### Short exercise
Copy every entry word for word. Skip the pictures.

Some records
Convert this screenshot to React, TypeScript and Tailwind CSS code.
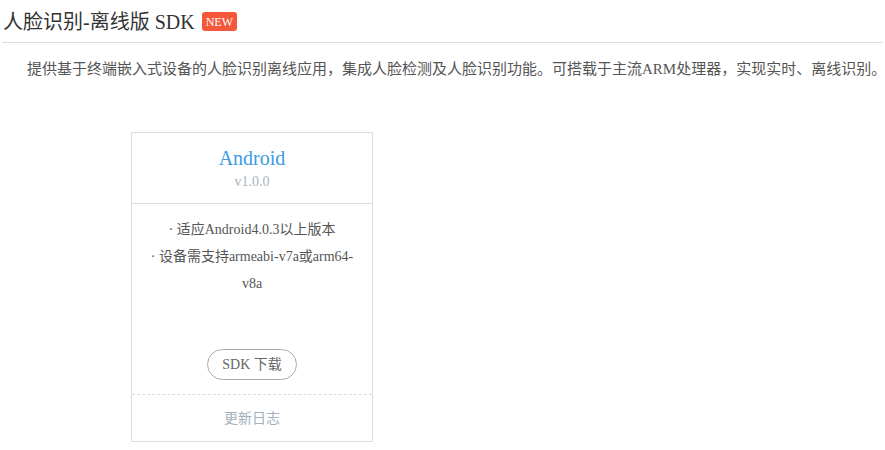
export default function App() {
  const font = { fontFamily: '"Liberation Serif", "Noto Sans CJK SC", serif' };
  return (
    <div className="w-[885px] h-[450px] bg-white overflow-hidden" style={font}>
      <div className="flex items-center h-[43px] pl-[1px] pt-[1px] mx-[2px] border-b border-[#dddddd]">
        <span className="text-[20px] leading-[28px] text-[#333333]">人脸识别-离线版 SDK</span>
        <span className="ml-[7px] px-[4px] h-[19px] flex items-center rounded-[3px] bg-[#f4573a] text-white text-[12px] leading-none">NEW</span>
      </div>
      <p className="pl-[27px] pt-[15px] text-[15px] leading-[22px] text-[#555555] whitespace-nowrap">
        提供基于终端嵌入式设备的人脸识别离线应用，集成人脸检测及人脸识别功能。可搭载于主流ARM处理器，实现实时、离线识别。
      </p>
      <div className="ml-[131px] mt-[52px] w-[242px] border border-[#dddddd] flex flex-col">
        <div className="flex flex-col items-center pt-[11px] pb-[11px] border-b border-[#dddddd]">
          <div className="text-[20px] leading-[28px] text-[#3a9be2]">Android</div>
          <div className="text-[14px] leading-[20px] text-[#a9b3bf]">v1.0.0</div>
        </div>
        <div className="h-[191px] flex flex-col justify-between items-center px-[15px] pt-[12px] pb-[14px] border-b border-dashed border-[#dddddd]">
          <div className="text-[14px] leading-[27px] text-[#555555] text-center">
            <div>· 适应Android4.0.3以上版本</div>
            <div>· 设备需支持armeabi-v7a或arm64-v8a</div>
          </div>
          <div className="w-[90px] h-[31px] rounded-full border border-[#aaaaaa] flex items-center justify-center text-[14px] text-[#666666]">
            SDK 下载
          </div>
        </div>
        <div className="h-[46px] flex items-center justify-center text-[14px] text-[#a3afbd]">更新日志</div>
      </div>
    </div>
  );
}
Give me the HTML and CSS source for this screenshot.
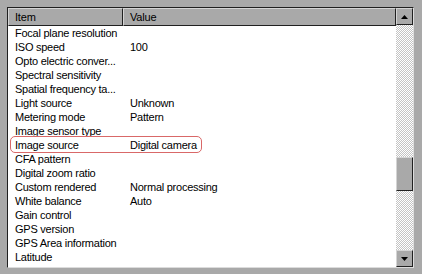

### Exercise answer
Convert this screenshot to React, TypeScript and Tailwind CSS code.
export default function App() {
  const font = { fontFamily: '"Liberation Serif", "Noto Sans CJK SC", serif' };
  return (
    <div className="w-[885px] h-[450px] bg-white overflow-hidden" style={font}>
      <div className="flex items-center h-[43px] pl-[1px] pt-[1px] mx-[2px] border-b border-[#dddddd]">
        <span className="text-[20px] leading-[28px] text-[#333333]">人脸识别-离线版 SDK</span>
        <span className="ml-[7px] px-[4px] h-[19px] flex items-center rounded-[3px] bg-[#f4573a] text-white text-[12px] leading-none">NEW</span>
      </div>
      <p className="pl-[27px] pt-[15px] text-[15px] leading-[22px] text-[#555555] whitespace-nowrap">
        提供基于终端嵌入式设备的人脸识别离线应用，集成人脸检测及人脸识别功能。可搭载于主流ARM处理器，实现实时、离线识别。
      </p>
      <div className="ml-[131px] mt-[52px] w-[242px] border border-[#dddddd] flex flex-col">
        <div className="flex flex-col items-center pt-[11px] pb-[11px] border-b border-[#dddddd]">
          <div className="text-[20px] leading-[28px] text-[#3a9be2]">Android</div>
          <div className="text-[14px] leading-[20px] text-[#a9b3bf]">v1.0.0</div>
        </div>
        <div className="h-[191px] flex flex-col justify-between items-center px-[15px] pt-[12px] pb-[14px] border-b border-dashed border-[#dddddd]">
          <div className="text-[14px] leading-[27px] text-[#555555] text-center">
            <div>· 适应Android4.0.3以上版本</div>
            <div>· 设备需支持armeabi-v7a或arm64-v8a</div>
          </div>
          <div className="w-[90px] h-[31px] rounded-full border border-[#aaaaaa] flex items-center justify-center text-[14px] text-[#666666]">
            SDK 下载
          </div>
        </div>
        <div className="h-[46px] flex items-center justify-center text-[14px] text-[#a3afbd]">更新日志</div>
      </div>
    </div>
  );
}
Give me the HTML and CSS source for this screenshot.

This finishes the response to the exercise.